9. A method as claimed in claim 8 , further comprising the step of changing the sequence of programming rows in the segment.

10. A method as claimed in claim 9 , wherein a compensation interval is assigned to each segment for displaying, the compensation interval including a compensation cycle, a generation frame cycle for generating the aging factor, and a post compensation frames cycles for normal operation using the aging factor generated in the generation frame cycle, the post compensation frames cycles having (L−1) cycles where L represents the number of frames in the compensation interval.

11. A display system as claimed in claim 1 , wherein at least one of the transistors is fabricated using amorphous silicon, nano/micro crystalline silicon, poly silicon, organic semiconductor including organic transistor, NMOS/PMOS technology or CMOS technology including MOSFET, a p-type material or n-type material.

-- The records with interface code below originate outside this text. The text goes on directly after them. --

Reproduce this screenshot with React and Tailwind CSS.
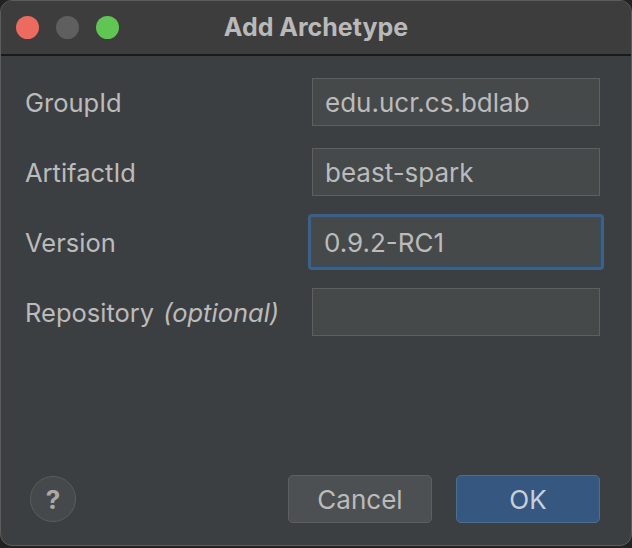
import React from "react";

const fields = [
  { label: "GroupId", value: "edu.ucr.cs.bdlab" },
  { label: "ArtifactId", value: "beast-spark" },
  { label: "Version", value: "0.9.2-RC1", focused: true },
  { label: "Repository", hint: "(optional)", value: "" },
];

export default function App() {
  return (
    <div
      className="w-[632px] h-[548px] bg-[#222222] overflow-hidden"
      style={{ fontFamily: "Inter, 'Liberation Sans', sans-serif" }}
    >
      <div className="h-[546px] flex flex-col rounded-[12px] border border-[#5c5c5c] overflow-hidden bg-[#3c3f41]">
        {/* title bar */}
        <div className="relative h-[55px] shrink-0 bg-[#3d3d3d] border-b-2 border-[#1a1a1a] flex items-center px-[15px] gap-[17px]">
          <span className="w-[23px] h-[23px] rounded-full bg-[#ed6a5e]" />
          <span className="w-[23px] h-[23px] rounded-full bg-[#5f5f5f]" />
          <span className="w-[23px] h-[23px] rounded-full bg-[#61c554]" />
          <div className="absolute inset-0 flex items-center justify-center pointer-events-none">
            <span className="text-[25px] font-bold text-[#b9b9b9]">
              Add Archetype
            </span>
          </div>
        </div>

        {/* form */}
        <div className="flex-1 flex flex-col pl-[24px] pr-[31px] pt-[22px]">
          <div className="flex flex-col gap-[23px]">
            {fields.map((f) => (
              <div key={f.label} className="flex items-center justify-between h-[47px]">
                <span className="pt-[3px] text-[25.5px] text-[#bbbbbb]">
                  {f.label}
                  {f.hint && <em className="ml-[9px] italic">{f.hint}</em>}
                </span>
                {f.focused ? (
                  <div className="w-[296px] h-[56px] -mr-[4px] rounded-[4px] bg-[#3d6185] p-[3px]">
                    <div className="w-full h-full bg-[#45494a] border border-[#2f4f70] flex items-center px-[12px] pt-[2px] text-[26px] text-[#bbbbbb]">
                      {f.value}
                    </div>
                  </div>
                ) : (
                  <div className="w-[288px] h-[48px] bg-[#45494a] border border-[#5e6060] flex items-center px-[12px] pt-[2px] text-[26px] text-[#bbbbbb]">
                    {f.value}
                  </div>
                )}
              </div>
            ))}
          </div>

          {/* footer */}
          <div className="mt-auto mb-[22px] flex items-center">
            <div className="ml-[5px] w-[46px] h-[46px] rounded-full bg-[#46494b] border border-[#5a5d5f] flex items-center justify-center text-[26px] font-bold text-[#a9a9a9]">
              ?
            </div>
            <div className="ml-auto flex gap-[24px]">
              <button className="w-[144px] h-[48px] rounded-[5px] bg-[#4c5052] border border-[#5e6060] text-[26px] text-[#bbbbbb]">
                Cancel
              </button>
              <button className="w-[144px] h-[48px] rounded-[5px] bg-[#365880] border border-[#4c708c] text-[26px] text-[#c5d0dc]">
                OK
              </button>
            </div>
          </div>
        </div>
      </div>
    </div>
  );
}
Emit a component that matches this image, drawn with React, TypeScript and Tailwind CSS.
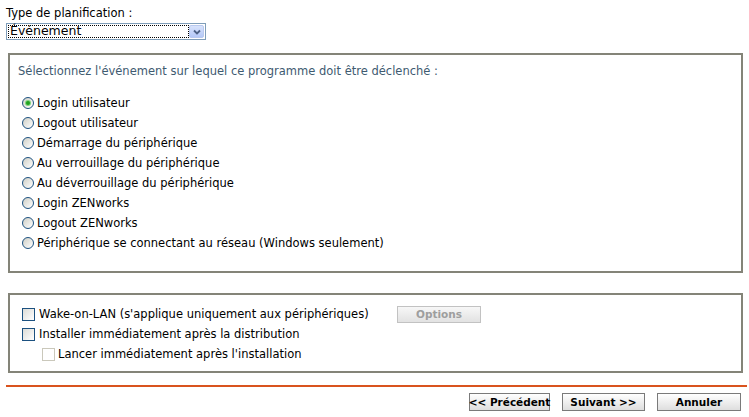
import React from "react";

const events = [
  "Login utilisateur",
  "Logout utilisateur",
  "Démarrage du périphérique",
  "Au verrouillage du périphérique",
  "Au déverrouillage du périphérique",
  "Login ZENworks",
  "Logout ZENworks",
  "Périphérique se connectant au réseau (Windows seulement)",
];

function Radio({ checked }: { checked?: boolean }) {
  return (
    <span className="relative inline-flex h-[12px] w-[12px] shrink-0 items-center justify-center rounded-full border border-[#1c5180] bg-gradient-to-br from-[#cfcfc6] to-white">
      {checked ? <span className="h-[4px] w-[4px] rounded-full bg-[#21a121] shadow-[0_0_0_1px_#7ed47e]" /> : null}
    </span>
  );
}

function Check({ disabled }: { disabled?: boolean }) {
  return disabled ? (
    <span className="inline-block h-[13px] w-[13px] shrink-0 border border-[#cac8bb] bg-white" />
  ) : (
    <span className="inline-block h-[13px] w-[13px] shrink-0 border border-[#1c5180] bg-gradient-to-br from-[#dcdcd7] to-white" />
  );
}

function Btn({ label, w }: { label: string; w: string }) {
  return (
    <button
      type="button"
      className={`${w} flex h-[18px] items-center justify-center whitespace-nowrap border border-[#7a7a7a] bg-gradient-to-b from-white to-[#dedede] text-[10.5px] font-bold leading-none text-black`}
    >
      {label}
    </button>
  );
}

export default function App() {
  return (
    <div className="h-[417px] w-[749px] overflow-hidden bg-white px-[6px] pt-[6px] font-['DejaVu_Sans',sans-serif] text-[11.5px] leading-[14px] text-black">
      <div>Type de planification :</div>

      <div className="mt-[3px] flex h-[17px] w-[200px] items-center border border-[#7f9db9] bg-white">
        <div className="ml-[1px] flex h-[13px] flex-1 items-center border border-dotted border-black pl-[1px] text-[12.5px] leading-none">
          Événement
        </div>
        <div className="mr-[1px] flex h-[13px] w-[15px] items-center justify-center rounded-[2px] border border-[#b9c9ef] bg-gradient-to-b from-[#d8e3fc] to-[#b5c8f7]">
          <svg width="8" height="6" viewBox="0 0 8 6">
            <path d="M1 1.5 L4 4.5 L7 1.5" fill="none" stroke="#4d6185" strokeWidth="1.8" />
          </svg>
        </div>
      </div>

      <section className="ml-[2px] mt-[13px] h-[220px] border-2 border-[#848478] pl-[8px] pt-[9px]">
        <p className="text-[#3e5a70]">Sélectionnez l'événement sur lequel ce programme doit être déclenché :</p>
        <ul className="mt-[15px] pl-[4px]">
          {events.map((e, i) => (
            <li key={e} className="flex h-[20px] items-center gap-[3px]">
              <Radio checked={i === 0} />
              <span>{e}</span>
            </li>
          ))}
        </ul>
      </section>

      <section className="ml-[2px] mt-[20px] h-[80px] border-2 border-[#848478] pl-[12px] pt-[9px]">
        <div className="flex h-[20px] items-center">
          <Check />
          <span className="ml-[4px] w-[358px]">Wake-on-LAN (s'applique uniquement aux périphériques)</span>
          <button
            type="button"
            className="flex h-[17px] w-[84px] items-center justify-center border border-[#c2c2c2] bg-gradient-to-b from-[#f7f7f7] to-[#e2e2e2] text-[10.5px] font-bold text-[#9e9e9e]"
          >
            Options
          </button>
        </div>
        <div className="flex h-[20px] items-center">
          <Check />
          <span className="ml-[4px]">Installer immédiatement après la distribution</span>
        </div>
        <div className="flex h-[20px] items-center pl-[20px]">
          <Check disabled />
          <span className="ml-[3px]">Lancer immédiatement après l'installation</span>
        </div>
      </section>

      <div className="mt-[12px] h-[2px] w-[741px] bg-[#d9531e]" />

      <div className="mt-[6px] flex justify-end gap-[12px] pr-[2px]">
        <Btn label="<< Précédent" w="w-[81px]" />
        <Btn label="Suivant >>" w="w-[83px]" />
        <Btn label="Annuler" w="w-[84px]" />
      </div>
    </div>
  );
}
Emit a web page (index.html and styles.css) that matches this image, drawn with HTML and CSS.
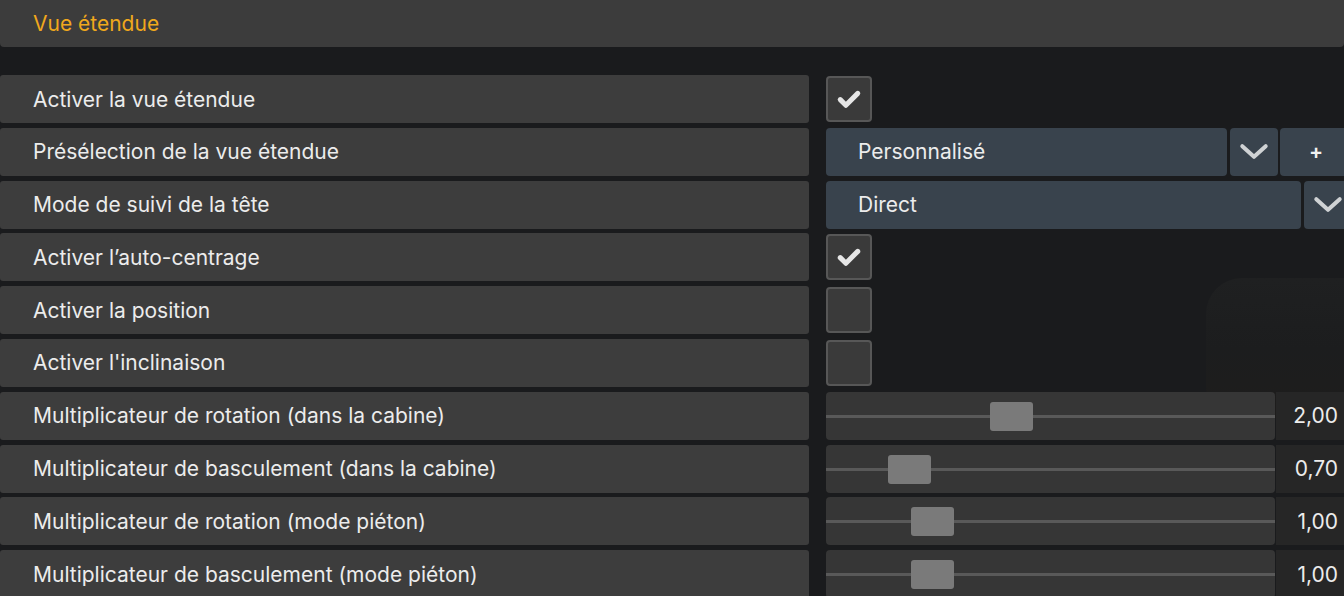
FILE: index.html
```html
<!DOCTYPE html>
<html lang="fr">
  <head>
    <meta charset="UTF-8" />
    <meta name="viewport" content="width=device-width, initial-scale=1.0" />
    <title>Vue étendue</title>
    <link rel="stylesheet" href="styles.css">
  </head>
  <body>
    <div class="backdrop"></div>
    <div class="section-title">Vue étendue</div>

    <div class="settings">
      <!-- cases à cocher -->
      <div class="row">
        <div class="label">Activer la vue étendue</div>
        <div class="control">
          <div class="checkbox checked">
            <svg viewBox="0 0 24 24"><path d="M5 12.5l4.5 4.5L19 7.5" /></svg>
          </div>
        </div>
      </div>

      <div class="row">
        <div class="label">Présélection de la vue étendue</div>
        <div class="control">
          <div class="select preset">Personnalisé</div>
          <div class="select-btn">
            <svg viewBox="0 0 28 16"><path d="M3 3l11 10L25 3" /></svg>
          </div>
          <div class="select-btn add">+</div>
        </div>
      </div>

      <div class="row">
        <div class="label">Mode de suivi de la tête</div>
        <div class="control">
          <div class="select mode">Direct</div>
          <div class="select-btn">
            <svg viewBox="0 0 28 16"><path d="M3 3l11 10L25 3" /></svg>
          </div>
        </div>
      </div>

      <div class="row">
        <div class="label">Activer l’auto-centrage</div>
        <div class="control">
          <div class="checkbox checked">
            <svg viewBox="0 0 24 24"><path d="M5 12.5l4.5 4.5L19 7.5" /></svg>
          </div>
        </div>
      </div>

      <div class="row">
        <div class="label">Activer la position</div>
        <div class="control">
          <div class="checkbox"></div>
        </div>
      </div>

      <div class="row">
        <div class="label">Activer l'inclinaison</div>
        <div class="control">
          <div class="checkbox"></div>
        </div>
      </div>

      <!-- curseurs -->
      <div class="row">
        <div class="label">Multiplicateur de rotation (dans la cabine)</div>
        <div class="control">
          <div class="slider"><div class="thumb" style="left: 164px;"></div></div>
          <div class="value">2,00</div>
        </div>
      </div>

      <div class="row">
        <div class="label">Multiplicateur de basculement (dans la cabine)</div>
        <div class="control">
          <div class="slider"><div class="thumb" style="left: 62px;"></div></div>
          <div class="value">0,70</div>
        </div>
      </div>

      <div class="row">
        <div class="label">Multiplicateur de rotation (mode piéton)</div>
        <div class="control">
          <div class="slider"><div class="thumb" style="left: 85px;"></div></div>
          <div class="value">1,00</div>
        </div>
      </div>

      <div class="row">
        <div class="label">Multiplicateur de basculement (mode piéton)</div>
        <div class="control">
          <div class="slider"><div class="thumb" style="left: 85px;"></div></div>
          <div class="value">1,00</div>
        </div>
      </div>
    </div>
  </body>
</html>
```

FILE: styles.css
```css
html, body {
  height: 100%;
}
body {
  margin: 0;
  padding: 0;
  background: #1a1b1d;
  color: #ececec;
  font-family: Inter, "Noto Sans", sans-serif;
  font-size: 21px;
  overflow: hidden;
  position: relative;
}
/* scène floue derrière le menu */
.backdrop {
  position: absolute;
  left: 1206px;
  top: 278px;
  width: 138px;
  height: 140px;
  border-radius: 36px 0 0 30px;
  background: linear-gradient(180deg, #1f2021, #1c1d1e 50%, #1e1d1c);
}
.section-title {
  position: relative;
  height: 47px;
  line-height: 47px;
  padding-left: 33px;
  background: #3c3c3c;
  color: #f0a81c;
  border-radius: 0 0 4px 4px;
}
.settings {
  position: relative;
  margin-top: 28px;
  display: flex;
  flex-direction: column;
  gap: 4.8px;
}
.row {
  display: flex;
  height: 48px;
  gap: 17px;
}
.label {
  width: 776px;
  flex-shrink: 0;
  padding-left: 33px;
  background: #3d3d3d;
  border-radius: 3px;
  display: flex;
  align-items: center;
}
.control {
  display: flex;
  align-items: stretch;
  flex: 1;
  min-width: 0;
  overflow: hidden;
}
.checkbox {
  width: 42px;
  height: 42px;
  margin-top: 1px;
  border: 2px solid #575757;
  border-radius: 4px;
  background: #3a3a3a;
  display: flex;
  align-items: center;
  justify-content: center;
}
.checkbox svg {
  width: 30px;
  height: 30px;
  fill: none;
  stroke: #e6e6e6;
  stroke-width: 4;
  stroke-linecap: round;
  stroke-linejoin: round;
}
.select {
  flex-shrink: 0;
  background: #39434d;
  border-radius: 4px;
  padding-left: 32px;
  display: flex;
  align-items: center;
}
.select.preset {
  width: 369px;
}
.select.mode {
  width: 443px;
}
.select-btn {
  flex-shrink: 0;
  width: 48px;
  margin-left: 2.5px;
  background: #39434d;
  border-radius: 4px;
  display: flex;
  align-items: center;
  justify-content: center;
}
.select-btn svg {
  width: 30px;
  height: 17px;
  fill: none;
  stroke: #cfd2d4;
  stroke-width: 3.8;
  stroke-linecap: round;
  stroke-linejoin: round;
}
.select-btn.add {
  width: 72px;
  color: #f2f2f2;
  font-size: 21px;
  font-weight: 600;
  justify-content: flex-start;
  padding-left: 29px;
}
.slider {
  position: relative;
  flex-shrink: 0;
  width: 449px;
  background: #363636;
  border-radius: 4px;
}
.slider::before {
  content: "";
  position: absolute;
  left: 0;
  right: 0;
  top: 23px;
  height: 3px;
  background: #595959;
}
.thumb {
  position: absolute;
  top: 10px;
  width: 43px;
  height: 29px;
  background: #7a7a7a;
  border-radius: 3px;
}
.value {
  flex: 1;
  margin-left: 1px;
  background: #262626;
  display: flex;
  align-items: center;
  justify-content: flex-end;
  padding-right: 6px;
}
```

12. A display system as claimed in claim 4 , wherein the segment line includes the controllable voltage line.

13. A display system as claimed in claim 5 , wherein the segment line includes the controllable voltage line.

14. A display system as claimed in claim 6 , wherein the segment line includes at least one of the signal line and the second select line.

15. A display system as claimed in claim 7 , wherein the segment line includes at least one of the signal line, the second select line and the controllable voltage line.

16. A method as claimed in claim 8 , comprising driving each row in the segment, wherein for each segment, the step of programming and the step of driving are repeatedly implemented after the first cycle.